2011-09-26

「投資の科学」(マイケル・J・モーブッシン著、川口有一郎監訳)

監訳者のあとがきにある通り、原著の直訳「ここにあなたが学ぶべきものがある」、サブタイトルの直訳「意外なところでファイナンスや投資の知恵に出会う」という説明が、本書の内容をそのまま表していると思います。

最近では私でも耳にするような、浸透しつつある新しい常識、市場の値動きが正規分布に従わないだとか、非合理な個人の集合が合理的な結果を出すだとか、現在の経済学では結果の説明は出来ても原因との因果関係は解明出来ていない物がある(その方が多い)などの話を裏付ける様々な他分野の研究を引き合いに、色々な投資・経済ネタが短いエッセー集の形でまとめられています。

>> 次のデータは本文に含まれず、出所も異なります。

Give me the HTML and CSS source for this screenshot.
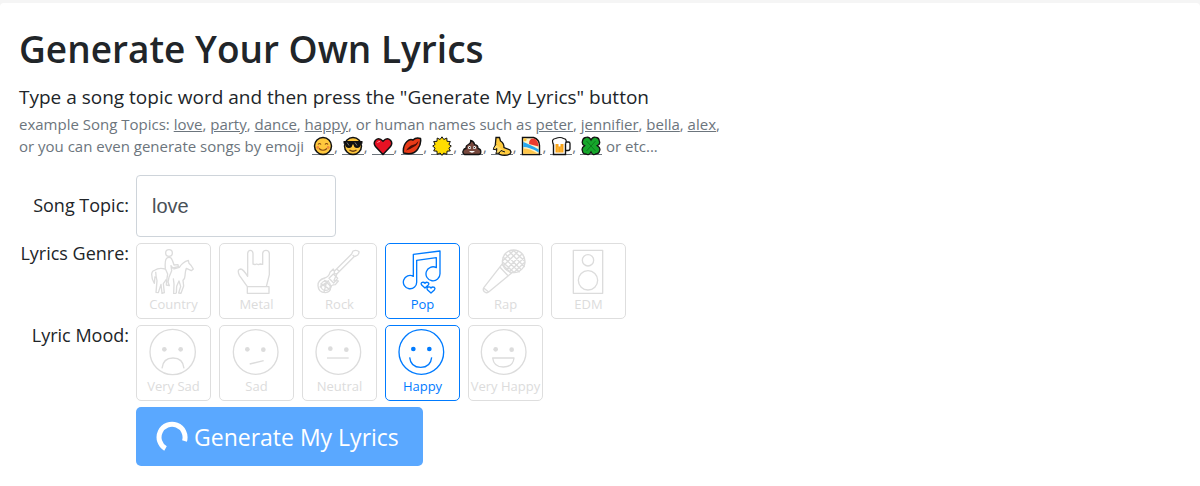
FILE: index.html
```html
<!DOCTYPE html>
<html lang="en">
<head>
    <meta charset="UTF-8">
    <meta name="viewport" content="width=device-width, initial-scale=1.0">
    <title>Generate Your Own Lyrics</title>
    <link rel="stylesheet" href="styles.css">
</head>
<body>
    <main class="panel">
        <h1>Generate Your Own Lyrics</h1>
        <p class="lead">Type a song topic word and then press the "Generate My Lyrics" button</p>
        <p class="examples">
            example Song Topics: <a href="#love">love</a>, <a href="#party">party</a>, <a href="#dance">dance</a>, <a href="#happy">happy</a>, or human names such as <a href="#peter">peter</a>, <a href="#jennifier">jennifier</a>, <a href="#bella">bella</a>, <a href="#alex">alex</a>,<br>
            or you can even generate songs by emoji
            <a class="emoji" href="#smile" aria-label="smile"><svg viewBox="0 0 20 20"><circle cx="10" cy="10" r="8.5" fill="#ffc83d" stroke="#111" stroke-width="1.5"/><g fill="none" stroke="#8a4b12" stroke-width="1.2"><path d="M5 8.5q1.5-2 3 0M12 8.5q1.5-2 3 0M6 12.5q4 3.5 8 0"/></g><circle cx="4.8" cy="11.5" r="1.4" fill="#f28a3c"/><circle cx="15.2" cy="11.5" r="1.4" fill="#f28a3c"/></svg></a>,
            <a class="emoji" href="#cool" aria-label="cool"><svg viewBox="0 0 20 20"><circle cx="10" cy="10" r="8.5" fill="#ffc83d" stroke="#111" stroke-width="1.5"/><path d="M.5 5h19v2.5l-1.500.5q-.5 4-4 4-3 0-3.500-3.500h-1Q9 12 6 12q-3.500 0-4-4L.5 7.500z" fill="#111"/><path d="M4 6.500l2 3M12 6.500l2 3" stroke="#777"/><path d="M6.500 14q3.500 2.500 7 0" fill="none" stroke="#6b3d10" stroke-width="1.300"/></svg></a>,
            <a class="emoji" href="#heart" aria-label="heart"><svg viewBox="0 0 20 20"><path d="M10 18.500L2.500 10.500Q0 7 2.500 4.200 6 1 10 5.200 14 1 17.500 4.200 20 7 17.500 10.500z" fill="#e81224" stroke="#111" stroke-width="1.500"/><path d="M4.500 7q.5-2 2.500-1.500" fill="none" stroke="#ff8d94"/></svg></a>,
            <a class="emoji" href="#kiss" aria-label="kiss"><svg viewBox="0 0 20 20"><path d="M1.500 17Q.5 10 5 5.500 8 2.500 11 4q3-3 7.500-1.500 1 6-3 11Q11 19.500 1.500 17z" fill="#e93b18" stroke="#111" stroke-width="1.500"/><path d="M4 14.500q3.500-5 6.500-5.500Q14 8.500 16.500 5q-1 4.500-5 6Q8 13.500 4 14.500z" fill="#4d0d06"/></svg></a>,
            <a class="emoji" href="#sun" aria-label="sun"><svg viewBox="0 0 20 20"><path d="M10 .8l1.800 2.700L14.800 2l.2 3.300 3.300.200-1.400 2.900 2.400 1.700-2.400 2 1.400 2.800-3.300.300-.200 3.200-3-1.400-1.800 2.400-1.900-2.400-2.900 1.400-.200-3.200-3.300-.300 1.400-2.800-2.400-2 2.400-1.700-1.400-2.900 3.300-.200L5.200 2l2.900 1.500z" fill="#ffdc00" stroke="#111" stroke-width="1"/></svg></a>,
            <a class="emoji" href="#poo" aria-label="poo"><svg viewBox="0 0 20 20"><path d="M2.500 18.500Q0 17 1.300 14.500 2 12.500 4 12.500 3.500 9.500 6.300 8.500 9 7.500 8.700 4.500q3 .5 4 4.200 3.500.5 3.300 3.800 3 .5 2.800 3.500 0 2.500-2.300 2.500z" fill="#77483d" stroke="#111" stroke-width="1.300"/><circle cx="7.500" cy="11.500" r="1.500" fill="#fff"/><circle cx="12.500" cy="11.500" r="1.500" fill="#fff"/><circle cx="7.700" cy="11.600" r=".7"/><circle cx="12.300" cy="11.600" r=".7"/><path d="M7 15h6q-3 3.500-6 0z" fill="#fff"/></svg></a>,
            <a class="emoji" href="#banana" aria-label="banana"><svg viewBox="0 0 20 20"><path d="M4 1.500h3.500l1 3.500q3.500 2 3.500 6.500l6 2.500 1 2-1 2q-5 2.300-10.500.300Q2.500 14 3.500 7z" fill="#ffcb3d" stroke="#111" stroke-width="1.300"/><path d="M4 8.500Q1.500 11 1.300 13.500q2.200.500 3.500-1 .2 3-1 5 4 .5 5.200-3l4 1.500" fill="#ffdb66" stroke="#111"/></svg></a>,
            <a class="emoji" href="#beach" aria-label="beach"><svg viewBox="0 0 20 20"><path d="M1.500 1.500h11q6 2 6 8v9h-17z" fill="#fff3c8" stroke="#111" stroke-width="1.400"/><path d="M2.200 6q6 2 15.600 7.500v3Q9 11 2.200 11z" fill="#27a7ee"/><path d="M2.200 12.500q7 0 14.800 5.300H2.200z" fill="#ffc64a"/><path d="M8 8q0-6 5-5.500 4.500 1.500 4.500 8z" fill="#ed3b2f"/><circle cx="4" cy="3.700" r="1.600" fill="#ffc83d"/></svg></a>,
            <a class="emoji" href="#beer" aria-label="beer"><svg viewBox="0 0 20 20"><path d="M14 6h3.500q1.500 0 1.500 1.500v5q0 2-2 2h-3" fill="#fff" stroke="#111" stroke-width="1.300"/><path d="M2.500 7v11.500h12V5" fill="#fff" stroke="#111" stroke-width="1.400"/><path d="M4.500 8h8v8.500h-8z" fill="#f9a51a"/><path d="M7 11v5M10 11v5" stroke="#fdbb45"/><path d="M2.500 8.500Q-.2 3 4.500 2.500q5-2 8 0 4 .5 2 5H9.500v3H7.500v-3z" fill="#fff"/><path d="M2.500 8.500Q-.2 3 4.500 2.500q5-2 8 0 4 .5 2 5" fill="none" stroke="#111" stroke-width="1.200"/></svg></a>,
            <a class="emoji" href="#clover" aria-label="clover"><svg viewBox="0 0 20 20"><path d="M10 4q2-4 5.500-2.500Q18 2 18.300 5q1.400 3-2 4.700 3.500 2 2.300 5-.6 3.300-4 3.300Q12 20 10 16q-2 4-5 2-3.300 0-3.600-3.300-1.200-3 2.200-5Q.4 8 1.500 5 2 2 4.500 1.500 8 0 10 4z" fill="#16a62b" stroke="#111" stroke-width="1.300"/><path d="M5.500 5l9 10M14.500 5l-9 10" stroke="#0c7a1c"/></svg></a>
            or etc...
        </p>

        <form class="lyrics-form">
            <label class="row-label topic-label" for="topic">Song Topic:</label>
            <input class="topic" id="topic" type="text" value="love">

            <span class="row-label" id="genre-label">Lyrics Genre:</span>
            <div class="cards" role="radiogroup" aria-labelledby="genre-label">
                <label class="card">
                    <input type="radio" name="genre" value="country">
                    <svg viewBox="0 0 153 144">
                        <circle cx="63" cy="21" r="10"/>
                        <path d="M52 68Q50 42 56 37q7-6 14 0 4 6 8 20l12-1 1 6-17 4-5-7 2 15-8 20-3 14 4 11-9-2 1-13 3-20z"/>
                        <path d="M76 69l18-5q10-16 27-21l2 9q8 7 13 17l-6 5-15-7q-3 8-4 22 0 9-6 14l2 17-8 22-7-1 6-20-5-16-7 16-1 20-8 3 1-30-2-17M52 69q-20-5-32 4-8 1-9 12 0 16 8 27l2-21M23 77q1 17 4 27l-3 35 7 1 8-25 3 27 7-2-3-27 9-13"/>
                    </svg>
                    <span>Country</span>
                </label>
                <label class="card">
                    <input type="radio" name="genre" value="metal">
                    <svg viewBox="0 0 153 144">
                        <path d="M49 122h65v20H49zM49 122L25 88q-8-18 4-19 8 1 21 22V22q1-9 8-9t8 9v32l6 2 5-2 5 2 6-2 7 1V22q1-9 10-9t10 9v64l-9 36"/>
                    </svg>
                    <span>Metal</span>
                </label>
                <label class="card">
                    <input type="radio" name="genre" value="rock">
                    <svg viewBox="0 0 153 144">
                        <path d="M61 76l52-52 4-9q11-5 18 2 1 9-9 13l-6 2-51 51M116 27l6 6M69 70l8 7"/>
                        <path d="M61 76l-3-7-10 10q-4 14-16 17-21 6-20 23 1 20 22 21 16-1 16-17 1-6 14-7l9-11-13-2 9-20-8 1z"/>
                        <path d="M31 102l22 22M20 112l27 18M17 124l28-20M30 139l8-32M45 97l14 14 12-14-13-13z"/>
                        <circle cx="35" cy="119" r="14"/>
                    </svg>
                    <span>Rock</span>
                </label>
                <label class="card">
                    <input type="radio" name="genre" value="pop" checked>
                    <svg viewBox="0 0 153 144">
                        <path d="M49 91V25l80-10v68a21 21 0 1 1-11-18V35l-59 8v64a20 20 0 1 1-10-16z"/>
                        <path d="M84 126l-10-9q-4-6 2-8 5-1 8 3 4-5 9-2 5 3 0 8zM102 141l-10-9q-5-7 2-9 5-1 8 3 4-5 10-2 4 4 0 8z"/>
                    </svg>
                    <span>Pop</span>
                </label>
                <label class="card">
                    <input type="radio" name="genre" value="rap">
                    <svg viewBox="0 0 153 144">
                        <circle cx="101" cy="46" r="34"/>
                        <path d="M68 52L12 124q-5 7 1 13 5 6 13 1l70-58M60 64l25 26M66 55l28 27M11 126l15 12"/>
                        <path d="M76 24l48 47M87 16l47 47M100 13l34 33M69 33l50 46M67 47l36 33M126 24L78 71M134 34L87 78M115 16L69 60M102 13L68 44M135 48l-34 32"/>
                    </svg>
                    <span>Rap</span>
                </label>
                <label class="card">
                    <input type="radio" name="genre" value="edm">
                    <svg viewBox="0 0 153 144">
                        <path d="M31 13h88v129H31z"/>
                        <circle cx="75" cy="43" r="17"/>
                        <circle cx="75" cy="103" r="29"/>
                    </svg>
                    <span>EDM</span>
                </label>
            </div>

            <span class="row-label" id="mood-label">Lyric Mood:</span>
            <div class="cards" role="radiogroup" aria-labelledby="mood-label">
                <label class="card">
                    <input type="radio" name="mood" value="very-sad">
                    <svg viewBox="0 0 153 144">
                        <circle cx="74" cy="72" r="68"/>
                        <circle class="eye" cx="49" cy="64" r="7"/>
                        <circle class="eye" cx="98" cy="64" r="7"/>
                        <path d="M42 121q3-31 33-31t33 31"/>
                    </svg>
                    <span>Very Sad</span>
                </label>
                <label class="card">
                    <input type="radio" name="mood" value="sad">
                    <svg viewBox="0 0 153 144">
                        <circle cx="74" cy="72" r="67"/>
                        <circle class="eye" cx="49" cy="64" r="7"/>
                        <circle class="eye" cx="97" cy="65" r="7"/>
                        <path d="M56 108l42-10"/>
                    </svg>
                    <span>Sad</span>
                </label>
                <label class="card">
                    <input type="radio" name="mood" value="neutral">
                    <svg viewBox="0 0 153 144">
                        <circle cx="73" cy="72" r="67"/>
                        <circle class="eye" cx="49" cy="62" r="7"/>
                        <circle class="eye" cx="97" cy="65" r="7"/>
                        <path d="M39 90h65"/>
                    </svg>
                    <span>Neutral</span>
                </label>
                <label class="card">
                    <input type="radio" name="mood" value="happy" checked>
                    <svg viewBox="0 0 153 144">
                        <circle cx="73" cy="72" r="67"/>
                        <circle class="eye" cx="49" cy="63" r="7"/>
                        <circle class="eye" cx="97" cy="63" r="7"/>
                        <path d="M38 88q3 30 33 30t33-30"/>
                    </svg>
                    <span>Happy</span>
                </label>
                <label class="card">
                    <input type="radio" name="mood" value="very-happy">
                    <svg viewBox="0 0 153 144">
                        <circle cx="71" cy="72" r="67"/>
                        <circle class="eye" cx="47" cy="64" r="7"/>
                        <circle class="eye" cx="95" cy="65" r="7"/>
                        <path d="M38 90h64q-3 27-32 27T38 90z"/>
                    </svg>
                    <span>Very Happy</span>
                </label>
            </div>

            <button class="generate" type="button">
                <svg class="spinner" viewBox="0 0 32 32"><path d="M9.500 27.500A13 13 0 1 1 28.500 20"/></svg>
                Generate My Lyrics
            </button>
        </form>
    </main>
</body>
</html>
```
FILE: styles.css
```css
* { box-sizing: border-box; }

body {
    margin: 0;
    padding-top: 3px;
    background-color: #f5f5f5;
    color: #212529;
    font-family: "Open Sans", "Noto Sans", sans-serif;
    font-size: 18px;
    line-height: 28px;
}

.panel {
    min-height: calc(100vh - 3px);
    padding: 22px 19px 20px;
    background-color: #fff;
    border-radius: 4px 4px 0 0;
}

h1 {
    margin: 0 0 9px;
    font-size: 37px;
    font-weight: 600;
    line-height: 48px;
}

p { margin: 0; }

.lead {
    margin-bottom: 1px;
    font-size: 19px;
    line-height: 30px;
}

.examples {
    margin-bottom: 18px;
    color: #6c757d;
    font-size: 15px;
    line-height: 22px;
}

.examples a { color: inherit; }

.examples .emoji {
    display: inline-flex;
    justify-content: center;
    width: 22px;
    height: 20px;
    vertical-align: -4px;
    background: linear-gradient(#6c757d, #6c757d) 0 18px / 100% 1px no-repeat;
}

.examples br + .emoji {
    margin-left: 4px;
}

.emoji svg {
    width: 20px;
    height: 20px;
}

.lyrics-form {
    display: grid;
    grid-template-columns: 110px 1fr;
    gap: 6px 7px;
}

.row-label {
    justify-self: end;
    line-height: 20px;
    white-space: nowrap;
}

.topic-label {
    align-self: center;
    padding-bottom: 2px;
}

.topic {
    width: 200px;
    height: 62px;
    padding: 0 15px;
    border: 1px solid #ced4da;
    border-radius: 4px;
    color: #495057;
    font-family: "Liberation Sans", sans-serif;
    font-size: 20px;
}

.cards {
    display: flex;
    flex-wrap: wrap;
    gap: 8px;
}

.card {
    position: relative;
    display: flex;
    flex-direction: column;
    align-items: center;
    width: 75px;
    height: 76px;
    padding-top: 2px;
    border: 1px solid #dedede;
    border-radius: 5px;
    color: #dcdcdc;
    font-size: 13px;
    line-height: 20px;
    white-space: nowrap;
    cursor: pointer;
}

.card input {
    position: absolute;
    opacity: 0;
}

.card svg {
    width: 51px;
    height: 48px;
    fill: none;
    stroke: currentColor;
    stroke-width: 4;
    stroke-linejoin: round;
}

.card .eye {
    fill: currentColor;
    stroke: none;
}

.card:has(:checked) {
    border-color: #007bff;
    color: #007bff;
}

.generate {
    grid-column: 2;
    justify-self: start;
    display: flex;
    align-items: center;
    gap: 6px;
    height: 59px;
    padding: 0 24px 0 20px;
    border: 0;
    border-radius: 5px;
    background-color: #5aa8ff;
    color: #fff;
    font-family: inherit;
    font-size: 23px;
}

.spinner {
    width: 32px;
    height: 32px;
    fill: none;
    stroke: #fff;
    stroke-width: 5;
}
```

ただし、各エッセーは現象2:説明7:応用(結論)1程度の割合で、説明に重きを置き、これに対してこういう対応を取れば上手く行く、と言った手軽な解決策は示されていません。そもそも現時点で解決策などない、という結論も多く示されます。

「ここにあなたが学ぶべきものがある」というタイトル通り、現在では原因のよくわからないが、認識だけされている事象があり、それについてこんな研究がされている、という情報がちりばめられているので、それを自身の投資活動に結びつけるには各人で本書の内容を「きっかけ」に掘り下げる必要があります。

全く知らない話もあるでしょうし、知ってはいたけど関連する法則や理論は初めて聞いたといった話もあると思います。日々マーケットに翻弄される投資家がたまに引っ張りだして、読み返してみて、気が向いたら掘り下げてみる、そんな手探りのネタを広げるきっかけになりそうな本です。